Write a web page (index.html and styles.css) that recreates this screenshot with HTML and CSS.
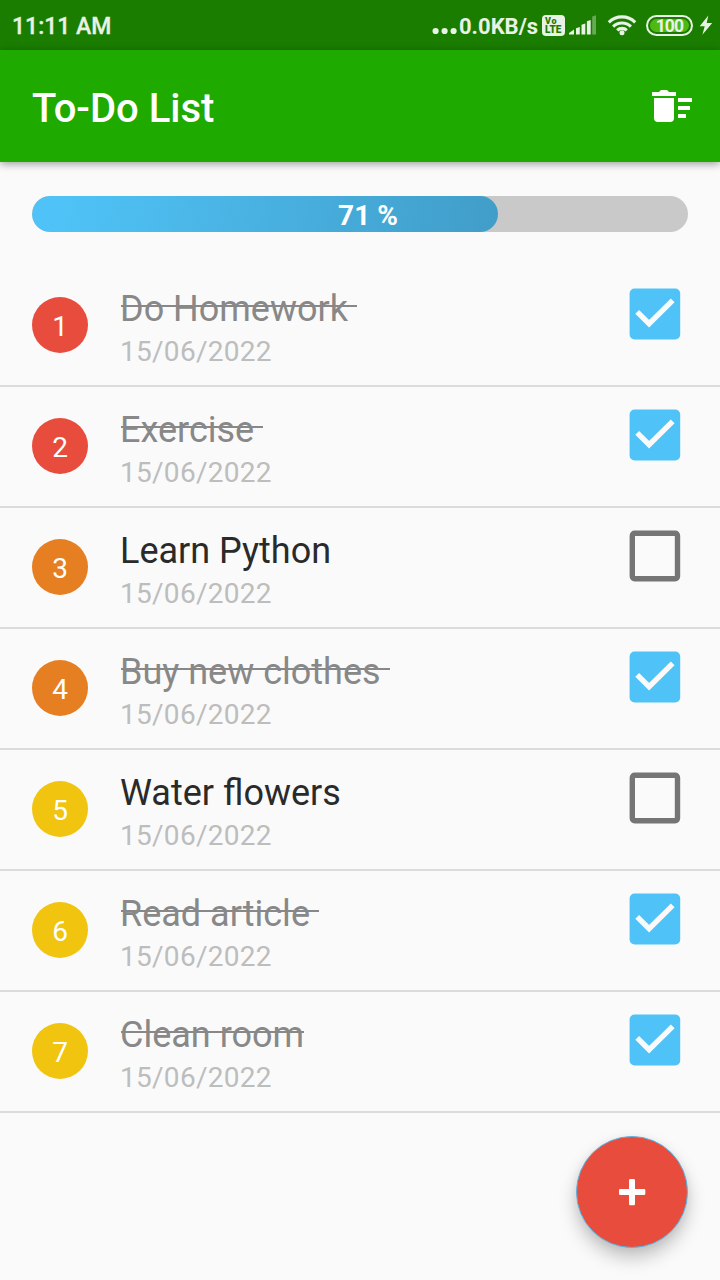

...

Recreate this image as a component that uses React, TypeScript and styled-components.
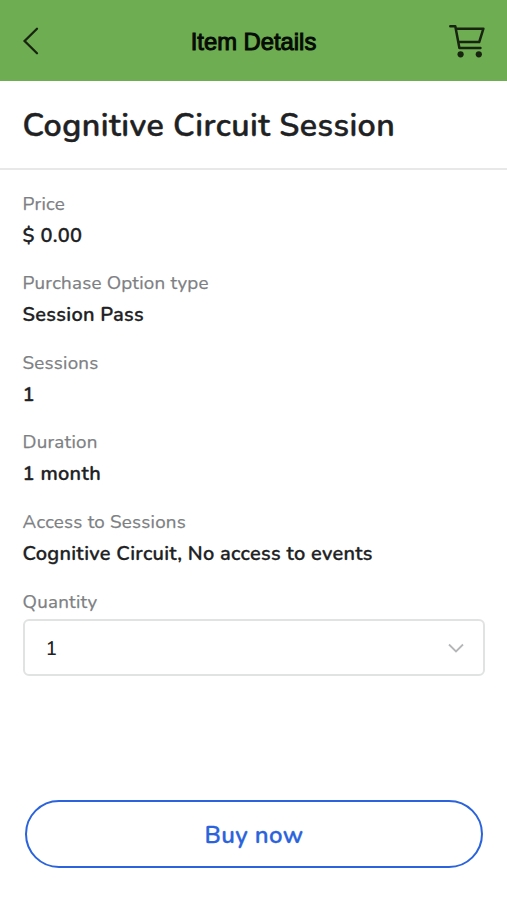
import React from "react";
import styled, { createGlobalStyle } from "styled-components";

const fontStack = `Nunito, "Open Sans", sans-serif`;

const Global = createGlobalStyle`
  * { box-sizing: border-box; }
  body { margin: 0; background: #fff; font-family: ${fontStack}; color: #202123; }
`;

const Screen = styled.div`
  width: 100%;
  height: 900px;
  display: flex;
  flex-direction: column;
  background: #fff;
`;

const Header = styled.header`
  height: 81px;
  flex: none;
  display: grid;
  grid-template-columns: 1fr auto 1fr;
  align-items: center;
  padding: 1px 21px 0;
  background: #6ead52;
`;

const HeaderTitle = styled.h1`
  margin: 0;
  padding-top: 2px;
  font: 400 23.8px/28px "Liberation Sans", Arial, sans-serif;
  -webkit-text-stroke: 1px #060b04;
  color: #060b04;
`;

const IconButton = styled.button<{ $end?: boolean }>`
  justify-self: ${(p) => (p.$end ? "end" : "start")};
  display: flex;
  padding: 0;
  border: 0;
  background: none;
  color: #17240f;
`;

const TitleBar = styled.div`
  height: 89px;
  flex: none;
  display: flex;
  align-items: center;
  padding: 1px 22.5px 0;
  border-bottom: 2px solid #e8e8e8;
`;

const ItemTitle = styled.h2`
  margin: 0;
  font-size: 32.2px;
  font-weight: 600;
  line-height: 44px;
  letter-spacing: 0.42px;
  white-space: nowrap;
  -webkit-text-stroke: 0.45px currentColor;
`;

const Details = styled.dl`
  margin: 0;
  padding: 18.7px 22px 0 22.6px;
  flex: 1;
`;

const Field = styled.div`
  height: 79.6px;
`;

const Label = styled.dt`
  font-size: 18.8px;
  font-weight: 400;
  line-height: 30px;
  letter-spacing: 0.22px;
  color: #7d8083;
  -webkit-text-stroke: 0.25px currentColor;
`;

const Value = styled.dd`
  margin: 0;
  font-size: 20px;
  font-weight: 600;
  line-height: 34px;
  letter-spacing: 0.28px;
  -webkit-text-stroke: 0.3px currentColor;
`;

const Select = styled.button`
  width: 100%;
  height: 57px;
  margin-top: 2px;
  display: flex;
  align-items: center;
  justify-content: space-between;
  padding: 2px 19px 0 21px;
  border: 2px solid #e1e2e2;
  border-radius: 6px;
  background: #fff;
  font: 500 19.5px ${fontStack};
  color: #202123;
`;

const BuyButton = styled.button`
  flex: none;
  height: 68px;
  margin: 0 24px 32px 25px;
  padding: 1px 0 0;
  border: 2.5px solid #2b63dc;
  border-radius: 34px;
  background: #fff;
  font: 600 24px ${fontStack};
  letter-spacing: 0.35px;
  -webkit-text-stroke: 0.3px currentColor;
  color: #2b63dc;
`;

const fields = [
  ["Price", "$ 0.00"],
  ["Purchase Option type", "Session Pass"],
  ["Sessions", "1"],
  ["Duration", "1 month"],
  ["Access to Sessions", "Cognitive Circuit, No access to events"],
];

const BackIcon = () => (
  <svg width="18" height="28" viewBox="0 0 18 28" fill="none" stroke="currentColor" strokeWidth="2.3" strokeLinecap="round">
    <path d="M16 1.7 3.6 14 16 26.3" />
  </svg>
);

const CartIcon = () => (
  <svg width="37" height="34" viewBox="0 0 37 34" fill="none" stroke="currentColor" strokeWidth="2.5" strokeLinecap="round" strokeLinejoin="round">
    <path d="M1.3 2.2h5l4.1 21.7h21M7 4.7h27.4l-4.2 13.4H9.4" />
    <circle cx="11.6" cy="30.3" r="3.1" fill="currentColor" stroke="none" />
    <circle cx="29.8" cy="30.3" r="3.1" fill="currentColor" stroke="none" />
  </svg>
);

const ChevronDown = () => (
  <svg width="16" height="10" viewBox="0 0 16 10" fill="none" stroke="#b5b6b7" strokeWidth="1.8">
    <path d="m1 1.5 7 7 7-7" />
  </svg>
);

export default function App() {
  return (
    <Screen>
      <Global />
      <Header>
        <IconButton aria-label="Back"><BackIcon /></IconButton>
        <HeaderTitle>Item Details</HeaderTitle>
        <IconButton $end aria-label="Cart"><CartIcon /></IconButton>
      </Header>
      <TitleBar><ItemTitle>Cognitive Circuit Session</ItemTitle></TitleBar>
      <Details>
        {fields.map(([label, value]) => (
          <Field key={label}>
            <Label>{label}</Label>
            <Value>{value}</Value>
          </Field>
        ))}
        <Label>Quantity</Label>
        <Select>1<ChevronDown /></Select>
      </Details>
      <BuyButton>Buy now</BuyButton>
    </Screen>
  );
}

**WHAT TO DO**:
What is the number of lines in the records that contain "React"? Give that number only.

**ANSWER FOR THIS EXERCISE**:
2